DEFINING THE JOURNEY
Making
it personal — hunting a specific buck — is just one part of the journey to me.
Almost as important to me is the ability to learn more about the animals. Every
year I learn something new, if only that what I thought was true in the past
actually wasn’t. Even when I am failing, I am learning. I might be figuring out
that one of my strategies doesn’t work or I may be learning how deer relate to
a certain terrain feature near my stand or I may be learning something about the
different personalities of mature bucks. Whatever it is, this quest for
information and knowledge about deer makes the season more enjoyable. I now
enter the season with some fresh ideas, untested strategies and new theories on
what deer do, and then I try my best to prove or disprove them as I spend days
in the tree. When you combine that with what I learn from my video and trail
camera photos, my understanding really moves forward each season. If you really
start to embrace the quest for knowledge, it becomes its own reward. While filling
tags is always a lot of fun, it becomes less important when you enter the
season with other goals that are just as important. It is all part of the
journey.
A NEW DAY, A NEW PHILOSOPHY
Bringing
this full circle, we aren’t going to be hunting giant bucks very often, but
that shouldn’t detract from the pure joy of matching wits with mature
whitetails. Forget the antlers and focus on the age of the bucks.

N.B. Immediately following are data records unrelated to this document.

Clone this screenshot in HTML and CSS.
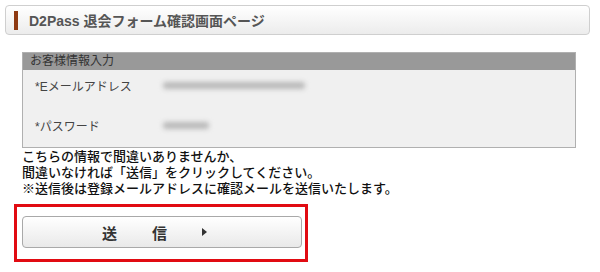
FILE: index.html
```html
<!doctype html>
<html lang="ja">
  <head>
    <meta charset="UTF-8" />
    <title>D2Pass 退会フォーム確認画面ページ</title>
    <link rel="stylesheet" href="styles.css">
  </head>
  <body>
    <h1 class="page-title"><span class="title-mark"></span>D2Pass 退会フォーム確認画面ページ</h1>

    <div class="content">
      <div class="info">
        <div class="info-head">お客様情報入力</div>
        <div class="info-rows">
          <div class="info-row">
            <span class="info-label">*Eメールアドレス</span>
            <span class="info-value blur-email"></span>
          </div>
          <div class="info-row">
            <span class="info-label">*パスワード</span>
            <span class="info-value blur-pass"></span>
          </div>
        </div>
      </div>

      <p class="notice">
        こちらの情報で間違いありませんか、<br />
        間違いなければ「送信」をクリックしてください。<br />
        ※送信後は登録メールアドレスに確認メールを送信いたします。
      </p>
    </div>

    <div class="submit-frame">
      <button class="submit" type="button">
        <span>送</span><span>信</span><span class="arrow"></span>
      </button>
    </div>
  </body>
</html>
```

FILE: styles.css
```css
html {
  margin: 0;
  padding: 0;
}
body {
  margin: 0;
  padding: 5px 0 0 0;
  background: #ffffff;
  color: #111111;
  font-family: 'Liberation Sans', 'Noto Sans CJK JP', sans-serif;
}
.page-title {
  display: flex;
  align-items: center;
  box-sizing: border-box;
  margin: 0 10px 0 5px;
  height: 30px;
  padding-left: 8px;
  border: 1px solid #cfcfcf;
  border-radius: 4px;
  background-image: linear-gradient(#ffffff, #ececec);
  font-size: 14px;
  font-weight: bold;
  color: #555555;
}
.title-mark {
  width: 4px;
  height: 19px;
  margin-right: 11px;
  background: #8e3a12;
}
.content {
  margin: 17px 0 0 22px;
}
.info {
  width: 554px;
  box-sizing: border-box;
  border: 1px solid #b0b0b0;
  background: #f0f0f0;
}
.info-head {
  height: 17px;
  line-height: 17px;
  padding-left: 7px;
  background: #999999;
  font-size: 12px;
  color: #333333;
}
.info-rows {
  display: flex;
  flex-direction: column;
  padding: 0 0 1px 12px;
  height: 77px;
  box-sizing: border-box;
}
.info-row {
  display: flex;
  align-items: center;
  height: 40px;
  flex-shrink: 0;
  font-size: 12px;
  color: #444444;
}
.info-row:first-child {
  margin-top: -5px;
}
.info-label {
  width: 128px;
}
.info-value {
  height: 7px;
  background: #b8b8b8;
  filter: blur(2.5px);
  border-radius: 3px;
}
.blur-email {
  width: 142px;
}
.blur-pass {
  width: 46px;
}
.notice {
  margin: 0;
  font-family: 'Noto Sans CJK JP', sans-serif;
  font-size: 13px;
  line-height: 16px;
  font-weight: 500;
  color: #111111;
}
.submit-frame {
  width: 294px;
  box-sizing: border-box;
  margin: 8px 0 0 14px;
  padding: 9px 3px 11px 5px;
  border: 3px solid #e10b12;
}
.submit {
  display: flex;
  align-items: center;
  justify-content: center;
  gap: 35px;
  width: 280px;
  height: 32px;
  padding: 0 15px 0 0;
  border: 1px solid #a9a9a9;
  border-radius: 4px;
  background-image: linear-gradient(#ffffff, #e9e9e9);
  font-family: 'Noto Sans CJK JP', sans-serif;
  font-size: 15px;
  font-weight: bold;
  color: #333333;
  cursor: pointer;
}
.arrow {
  width: 0;
  height: 0;
  border-top: 4px solid transparent;
  border-bottom: 4px solid transparent;
  border-left: 5px solid #333333;
}
```
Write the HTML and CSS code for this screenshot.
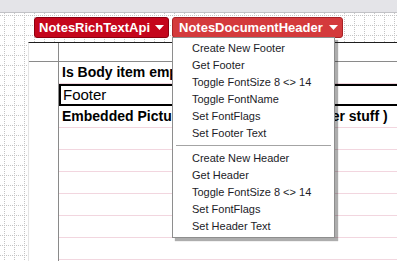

Focus on the hunt,
on the history you have with the deer and what you have learned about that buck
through years of failing to kill him, and soon you will come to the same
conclusion I did: Antler size is overrated. I will always try to shoot the
bucks on the farm with the biggest antlers, but that is not going to detract
from the joy and satisfaction I feel when I shoot a mature smaller-antlered buck
with which I have a long history. Any mature buck is a trophy and when you set
out to hunt a specific buck on his terms, the hunt turns into a journey. That
is when things really start to get interesting.